As we wrote last week, Congress is expected to vote tonight on extending higher funding for state Medicaid reimbursements. This has huge implications for Pennsylvania, since the state budget passed by lawmakers in July included $850 million in funding from the federal government. Gov. Rendell has said that if he doesn't get the money, he'll be forced to layoff 20,000 state workers to deal with the shortfall.
Now, some details about what those cuts might look like are emerging. Today, Sen. Dominic Pileggi, the Republican leader of the State Senate, held a short press conference about the issue. While he sees “hope” that Congress will pass the extension, Pileggi also believes that the state must start preparing for the possibility that the money isn't coming.
“The question remains whether we should be developing a contingency plan and implementing it now or whether we should extend the time frame for doing that until we're certain what's going to happen in Washington,” said Pileggi.
Pileggi wants the state to start taking those steps if nothing happens by the middle of the week.
“I think it's reasonable, it's now Monday morning, to wait until Wednesday morning,” said Pileggi. “If the time frame gets pushed to a September time frame, then I think it's incumbent on us to implement contingency plans to prepare for the possibility that we won't receive the entire $850 million.”
That September time frame would come into play if Congress decides to wait to vote on the Medicaid extension after the August recess. And, if that happens, Pileggi wants to start implementing budget cuts.
So, where would the axe fall? Pileggi says he wants to start with the $250 million increase in the subsidy for basic education that was included in the state budget.

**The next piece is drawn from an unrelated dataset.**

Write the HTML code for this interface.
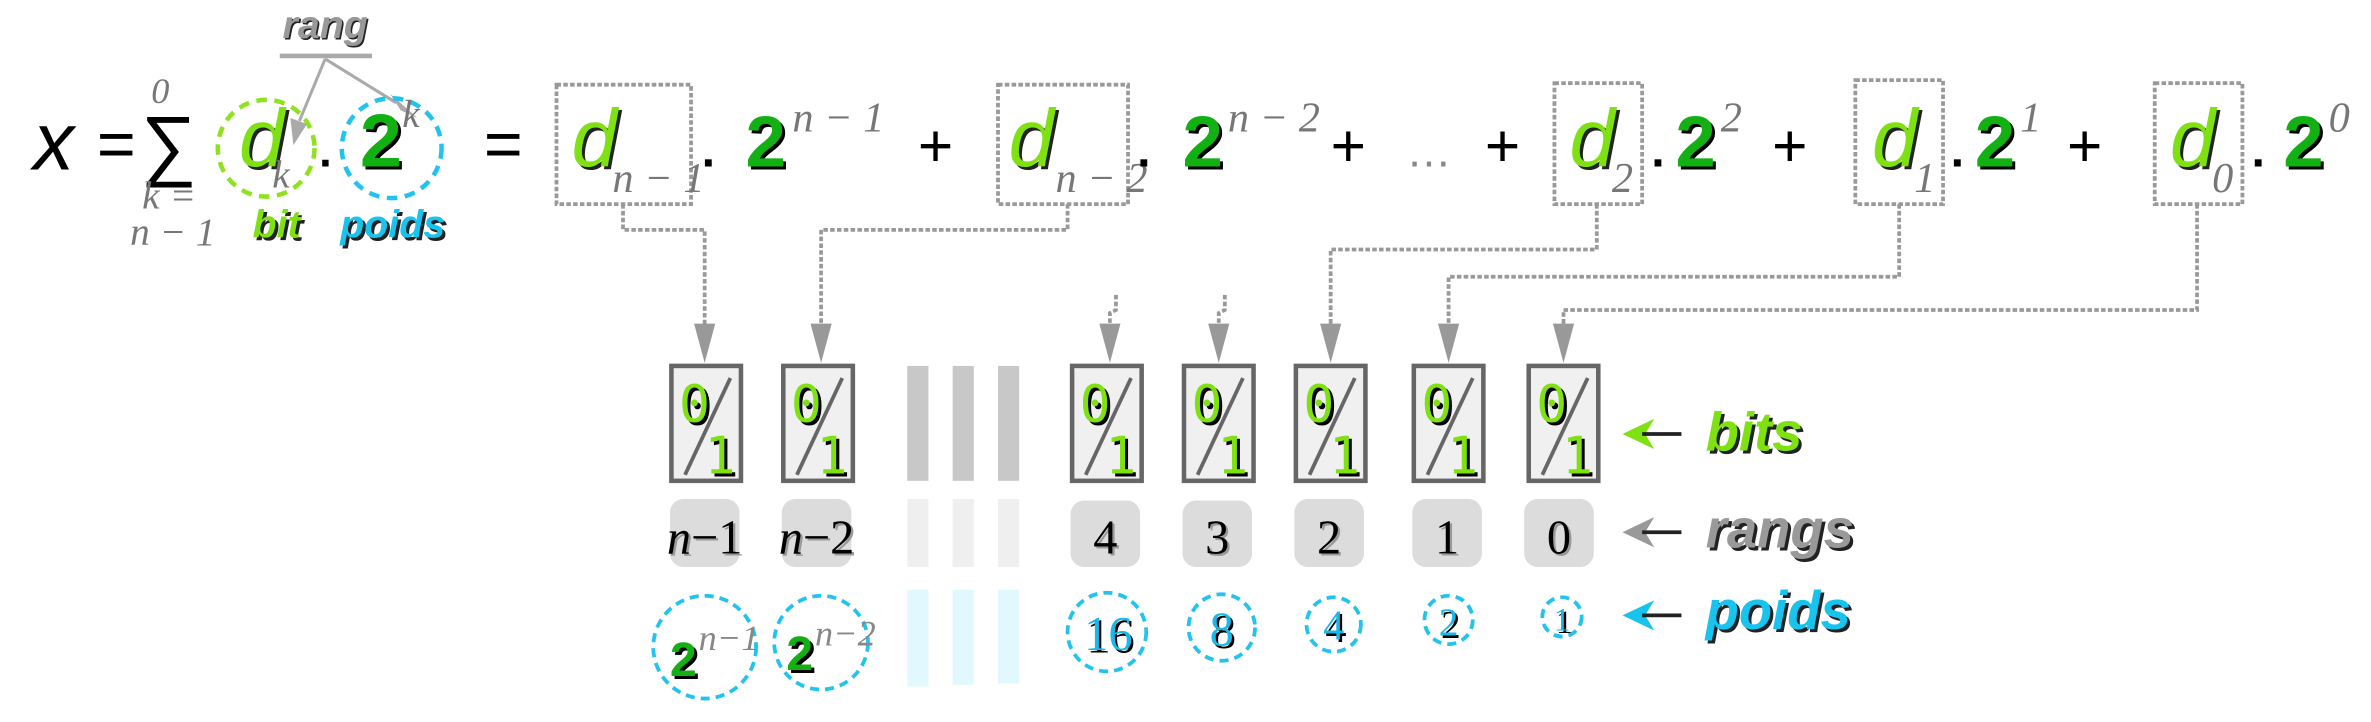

“I think that all of us who look at it realize that is the only line of the budget that is a large line that received a substantial increase that is purely discretionary,” said Pileggi. “Also, it is in an area that received a substantial increase in the prior year. So, school districts over a two budget cycle have seen a dramatic increase. A reduction still puts them way ahead of where they were two years ago.”
The U.S. Senate is expected to vote on the Medicaid extension tonight.